Friday, February 29, 8pm
The Seven Samurai     

(Akira Kurosawa, 1954, Japan, 200 minutes, 35mm)
Many of our common notions about samurais can be traced to this landmark film, the epic’s epic, which borrows from Shane and other American westerns and was remade by John Sturges as The Magnificent Seven. Hired to protect a poor village from a gang of bandits, Kurosawa’s samurais — at once mythic and human — battle for their honor. A heroic tale of tradition and sacrifice, The Seven Samurai is an exhilarating experience, a feast of striking visuals, expert pacing, and haunting battle sequences.

Friday, March 7, 7pm
Throne of Blood

(Akira Kurosawa, 1957, Japan, 110 minutes, 35mm)
A black and white adaptation of Shakespeare’s Macbeth set in feudal, medieval Japan, Throne of Blood has more ambition, avarice, and prophetic mysticism than a political convention. Toshiro Mifune is Washizu, a man corrupted by his wife’s ruthless pursuit of power and spurred by the enigmatic predictions of an old woman. Kurosawa translates the Bard’s verse into powerfully moving images — the plot is followed very, very loosely — and Asaichi Nakai’s stunning photography is pure poetry. The result, surprisingly, is “the most successful film version of Macbeth,” according to Shakespeare authority Harold Bloom.

Friday, March 7, 9pm
Yojimbo

(Akira Kurosawa, 1961, Japan, 110 minutes, 35mm)
Toshiro Mifune plays Sanjuro, “the bodyguard who kills the bodies he’s hired to guard,” as Pauline Kael described him. Kurosawa’s attempt to confound critics who had reductively called his films westerns, Yojimbo is also his funniest and perhaps his most influential film. Stumbling into a civil war, Mifune rents out his samurai skills to both sides. When this toothpick-chewing samurai-for-hire plays the groups off each other, blood covers everything.
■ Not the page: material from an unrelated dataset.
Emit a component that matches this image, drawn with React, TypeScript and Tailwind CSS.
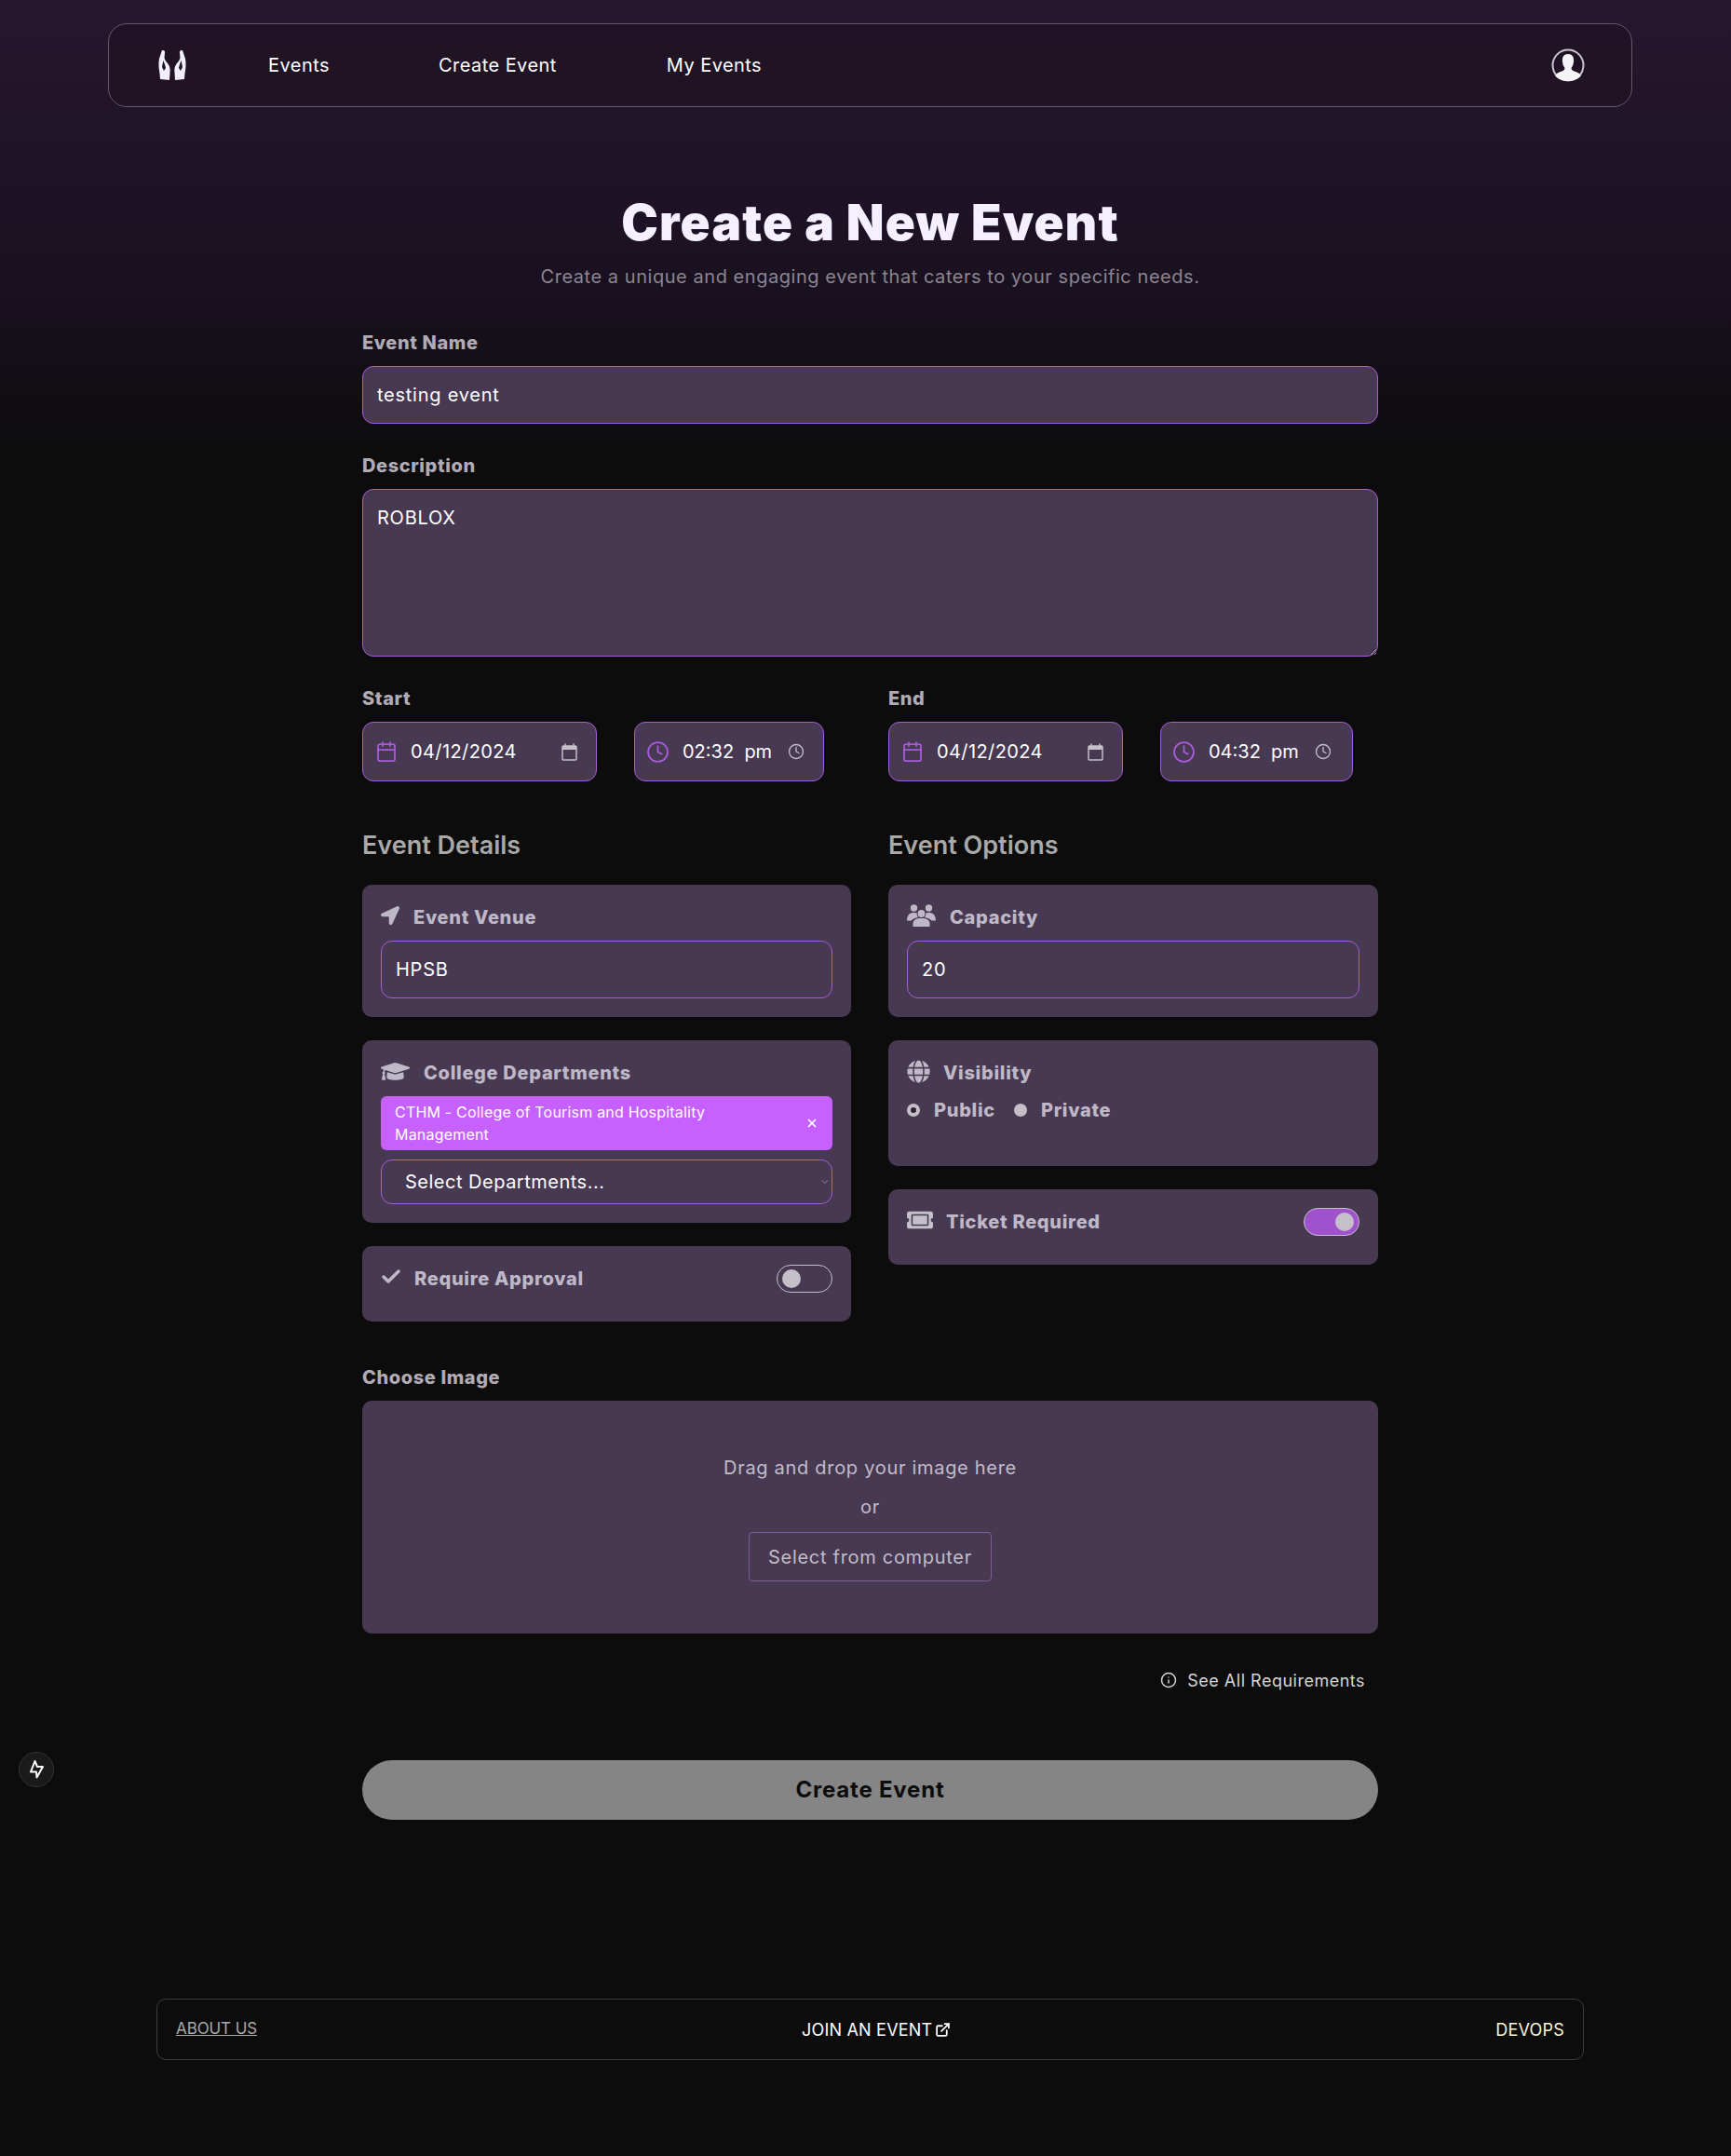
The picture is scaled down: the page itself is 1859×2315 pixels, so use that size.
import React from "react";
import { Calendar, Clock, Info, ChevronDown, X, Check, ExternalLink } from "lucide-react";
import { FaLocationArrow, FaGraduationCap, FaGlobe, FaTicketAlt } from "react-icons/fa";

function Logo() {
  return (
    <svg width="30" height="34" viewBox="0 0 30 34" fill="#f3effa">
      <path d="M4 1 C6 0.5 7.5 1.5 7 4 L6.5 9 C7 11 8 13 10 15 C12.5 18 13 21 12.5 25 L12 33 L2 32 L1.5 26 C0.5 21 0 15 1 10 Z" />
      <path d="M26 1 C24 0.5 22.5 1.5 23 4 L23.5 9 C23 11 22 13 20 15 C17.5 18 17 21 17.5 25 L18 33 L28 32 L28.5 26 C29.5 21 30 15 29 10 Z" />
      <path d="M5.3 12 L4 19 L6 23 L8 20 L7 16 Z" fill="#1f1222" />
      <path d="M24.7 12 L26 19 L24 23 L22 20 L23 16 Z" fill="#1f1222" />
    </svg>
  );
}

function Avatar() {
  return (
    <svg width="36" height="36" viewBox="0 0 36 36">
      <circle cx="18" cy="18" r="16.5" fill="#1f1222" stroke="#c9c6cc" strokeWidth="2" />
      <path d="M18 6 C22.5 6 24.5 9 24 14 C23.8 17 23 19 21.5 21 C21.5 23 23 24 26 25 C29 26 31 27.5 32 29 C29 33 24 35 18 35 C12 35 7 33 4 29 C5 27.5 7 26 10 25 C13 24 14.5 23 14.5 21 C13 19 12.2 17 12 14 C11.5 9 13.5 6 18 6 Z" fill="#f4f3f5" />
    </svg>
  );
}

function NativeCalendar() {
  return (
    <svg width="17" height="19" viewBox="0 0 17 19" fill="none" className="shrink-0">
      <path d="M4 0.5 V3 M13 0.5 V3" stroke="#c4bfc9" strokeWidth="1.5" />
      <rect x="1" y="3" width="15" height="15" rx="1" stroke="#c4bfc9" strokeWidth="1.5" />
      <rect x="1" y="3" width="15" height="4" fill="#c4bfc9" />
    </svg>
  );
}

function People() {
  return (
    <svg width="31" height="24" viewBox="0 0 31 24" fill="#bfb8c7" className="-mt-1 shrink-0">
      <circle cx="7.5" cy="4" r="3.7" />
      <circle cx="23.5" cy="4" r="3.7" />
      <circle cx="15.5" cy="10" r="3.9" />
      <path d="M6.5 24 V20.5 C6.5 17 9.5 15 15.5 15 C21.5 15 24.5 17 24.5 20.5 V24 Z" />
      <path d="M0 17.5 C0 11.5 3 9 7.5 9 C9 9 10 9.2 10.8 9.6 C10.5 11.5 11 13 12 14 C8 14.8 5.5 16 4.8 17.5 Z" />
      <path d="M31 17.5 C31 11.5 28 9 23.5 9 C22 9 21 9.2 20.2 9.6 C20.5 11.5 20 13 19 14 C23 14.8 25.5 16 26.2 17.5 Z" />
    </svg>
  );
}

const labelCls = "text-[20px] leading-6 font-extrabold tracking-[0.6px] text-[#b0abb4]";
const fieldCls = "w-full h-[62px] px-[15px] rounded-[12px] border border-[#a85cd8] bg-[#473952] text-[20px] tracking-[0.75px] text-white outline-none";
const cardCls = "rounded-[10px] bg-[#473952] p-[20px]";
const cardLabelCls = "text-[20px] font-extrabold tracking-[0.7px] text-[#bfb8c7]";

function DateTime({ label, time, timeW }: { label: string; time: string; timeW: string }) {
  return (
    <div>
      <div className={labelCls}>{label}</div>
      <div className="mt-[13px] flex gap-[40px]">
        <div className="flex h-[64px] w-[252px] items-center rounded-[12px] border border-[#a85cd8] bg-[#473952] pl-[13px] pr-[20px]">
          <Calendar size={24} strokeWidth={1.75} color="#a95bd8" className="shrink-0" />
          <span className="ml-[14px] flex-1 text-[20px] tracking-[0.4px] text-white">04/12/2024</span>
          <NativeCalendar />
        </div>
        <div className={`flex h-[64px] ${timeW} items-center rounded-[12px] border border-[#a85cd8] bg-[#473952] pl-[12px]`}>
          <Clock size={25} strokeWidth={1.75} color="#a95bd8" className="shrink-0" />
          <span className="ml-[14px] whitespace-pre text-[20px] text-white">{time}</span>
          <Clock size={18} strokeWidth={1.75} color="#c4bfc9" className="ml-[17px] shrink-0" />
        </div>
      </div>
    </div>
  );
}

function Toggle({ on }: { on?: boolean }) {
  return (
    <div className={`flex h-[30px] w-[60px] items-center rounded-full border border-[#c4bfc9] px-[5px] ${on ? "justify-end bg-[#a052cc]" : "justify-start"}`}>
      <div className="h-[20px] w-[20px] rounded-full bg-[#c4bfc9]" />
    </div>
  );
}

export default function App() {
  return (
    <div className="min-h-[2315px] bg-[linear-gradient(180deg,#26172e_0px,#1a1120_300px,#0c0c0c_500px)] pl-[10px] pt-[25px] font-[Inter,sans-serif]">
      <nav className="mx-auto flex h-[90px] w-[1637px] items-center rounded-[20px] border border-[#655a6c] bg-[#1f1222]/70 pl-[53px] pr-[50px] text-[20px] tracking-[0.45px] text-white">
        <Logo />
        <a className="ml-[88px]">Events</a>
        <a className="ml-[117px]">Create Event</a>
        <a className="ml-[118px]">My Events</a>
        <div className="ml-auto"><Avatar /></div>
      </nav>

      <main className="mx-auto w-[1091px]">
        <h1 className="mt-[94px] text-center text-[53px] font-black leading-[60px] tracking-[1.2px] text-[#f5f0ff]">Create a New Event</h1>
        <p className="mt-[14px] text-center text-[20px] leading-7 tracking-[0.55px] text-[#8a8590]">Create a unique and engaging event that caters to your specific needs.</p>

        <div className={`mt-[45px] ${labelCls}`}>Event Name</div>
        <input className={`mt-[13px] ${fieldCls}`} defaultValue="testing event" />

        <div className={`mt-[33px] ${labelCls}`}>Description</div>
        <textarea className="mt-[13px] block h-[180px] w-full rounded-[12px] border border-[#a85cd8] bg-[#473952] p-[15px] text-[20px] tracking-[0.75px] text-white outline-none [color-scheme:dark]" defaultValue="ROBLOX" />

        <div className="mt-[33px] grid grid-cols-[525px_526px] gap-x-[40px]">
          <div>
            <DateTime label="Start" time="02:32  pm" timeW="w-[204px]" />
            <h2 className="mt-[53px] text-[27px] font-semibold leading-8 text-[#a9a9a9]">Event Details</h2>
            <div className="mt-[26px] flex flex-col gap-[25px]">
              <div className={cardCls}>
                <div className="flex h-[30px] items-center gap-[15px]">
                  <FaLocationArrow size={20} color="#bfb8c7" className="-mt-1" />
                  <span className={cardLabelCls}>Event Venue</span>
                </div>
                <input className={`mt-[10px] ${fieldCls}`} defaultValue="HPSB" />
              </div>
              <div className={cardCls}>
                <div className="flex h-[30px] items-center gap-[15px]">
                  <FaGraduationCap size={31} color="#bfb8c7" className="-mt-1" />
                  <span className={cardLabelCls}>College Departments</span>
                </div>
                <div className="mt-[10px] flex h-[58px] items-center rounded-[6px] bg-[#c661ff] px-[15px] text-[16px] leading-6 tracking-[0.2px] text-white">
                  <span className="w-[380px]">CTHM - College of Tourism and Hospitality Management</span>
                  <X size={14} strokeWidth={3} className="ml-auto" />
                </div>
                <div className="mt-[10px] flex h-[48px] items-center rounded-[12px] border border-[#a85cd8] pl-[25px] pr-[1px] text-[20px] tracking-[0.5px] text-white">
                  Select Departments...
                  <ChevronDown size={12} color="#8c8494" className="ml-auto" />
                </div>
              </div>
              <div className={`${cardCls} !pb-[31px]`}>
                <div className="flex h-[30px] items-center">
                  <Check size={24} strokeWidth={3.5} color="#bfb8c7" className="-ml-[1px] -mt-1" />
                  <span className={`ml-[13px] ${cardLabelCls}`}>Require Approval</span>
                  <div className="ml-auto"><Toggle /></div>
                </div>
              </div>
            </div>
          </div>

          <div>
            <DateTime label="End" time="04:32  pm" timeW="w-[207px]" />
            <h2 className="mt-[53px] text-[27px] font-semibold leading-8 text-[#a9a9a9]">Event Options</h2>
            <div className="mt-[26px] flex flex-col gap-[25px]">
              <div className={cardCls}>
                <div className="flex h-[30px] items-center gap-[15px]">
                  <People />
                  <span className={`tracking-[0.3px] ${cardLabelCls}`}>Capacity</span>
                </div>
                <input className={`mt-[10px] ${fieldCls}`} defaultValue="20" />
              </div>
              <div className={`${cardCls} h-[135px]`}>
                <div className="flex h-[30px] items-center gap-[14px]">
                  <FaGlobe size={25} color="#bfb8c7" className="-mt-1" />
                  <span className={cardLabelCls}>Visibility</span>
                </div>
                <div className={`mt-[10px] flex h-[30px] items-center ${cardLabelCls}`}>
                  <span className="h-[14px] w-[14px] rounded-full border-[4px] border-[#c4bfc9] bg-[#2b2233]" />
                  <span className="ml-[15px]">Public</span>
                  <span className="ml-[20px] h-[14px] w-[14px] rounded-full bg-[#c4bfc9]" />
                  <span className="ml-[15px]">Private</span>
                </div>
              </div>
              <div className={`${cardCls} !pb-[31px]`}>
                <div className="flex h-[30px] items-center">
                  <FaTicketAlt size={28} color="#c4bfc9" className="-mt-1" />
                  <span className={`ml-[14px] ${cardLabelCls}`}>Ticket Required</span>
                  <div className="ml-auto"><Toggle on /></div>
                </div>
              </div>
            </div>
          </div>
        </div>

        <div className={`mt-[48px] ${labelCls}`}>Choose Image</div>
        <div className="mt-[13px] flex h-[250px] flex-col items-center rounded-[10px] bg-[#473952] pt-[58px] text-[20px] leading-7 tracking-[0.7px] text-[#c2bcc9]">
          <div>Drag and drop your image here</div>
          <div className="mt-[14px]">or</div>
          <div className="mt-[13px] flex h-[53px] w-[261px] items-center justify-center rounded-[4px] border border-[#7e5a98]">Select from computer</div>
        </div>

        <div className="mt-[38px] flex h-[24px] items-center justify-end pr-[14px] text-[18px] tracking-[0.5px] text-[#d5d5d5]">
          <Info size={18} color="#d5d5d5" />
          <span className="ml-[11px]">See All Requirements</span>
        </div>

        <button className="mt-[74px] block h-[64px] w-full rounded-full bg-[#858585] text-[24px] font-bold tracking-[0.8px] text-[#0c0c0c]">Create Event</button>
      </main>

      <footer className="mx-auto mt-[192px] flex h-[66px] w-[1533px] items-center justify-between rounded-[10px] border border-[#3c3c3c] px-[20px] text-[18px] tracking-[0.2px]">
        <a className="text-[17px] tracking-[-0.1px] text-[#a9a9a9] underline">ABOUT US</a>
        <a className="flex items-center gap-[3px] text-white">JOIN AN EVENT <ExternalLink size={17} strokeWidth={2.5} /></a>
        <a className="text-[#fdf3d8]">DEVOPS</a>
      </footer>

      <div className="absolute left-[20px] top-[1881px] flex h-[38px] w-[38px] items-center justify-center rounded-full border border-[#333] bg-[#1a1a1a]">
        <svg width="15" height="20" viewBox="0 0 15 20" fill="none" stroke="#fff" strokeWidth="2" strokeLinejoin="round">
          <path d="M5.5 1 L1 12.5 H7 L7.5 18.5 L14 7 H8 Z" />
        </svg>
      </div>
    </div>
  );
}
Yojimbo masterfully melds the western and gangster genres into a samurai movie that in turn became the inspiration for Sergio Leone’s Fistful of Dollars.

Friday, March 14, 8pm
Red Beard
(Akira Kurosawa, 1965, Japan, 199 minutes, 35mm)
A transition in Kurosawa’s career, Red Beard was his last black and white, ‘Scope film and his final collaboration with actor Toshiro Mifune. Yasumoto, an arrogant, sheltered medical student, chafes under the direction of the dedicated but brusque Dr. Niide (Mifune). Practicing medicine in a poor rural welfare clinic, Yasumoto witnesses life’s brutality for the first time. Chastened by his own impotence, Yasumoto must learn humility from Niide: “We can only fight poverty and ignorance, and cover up what we don’t know.”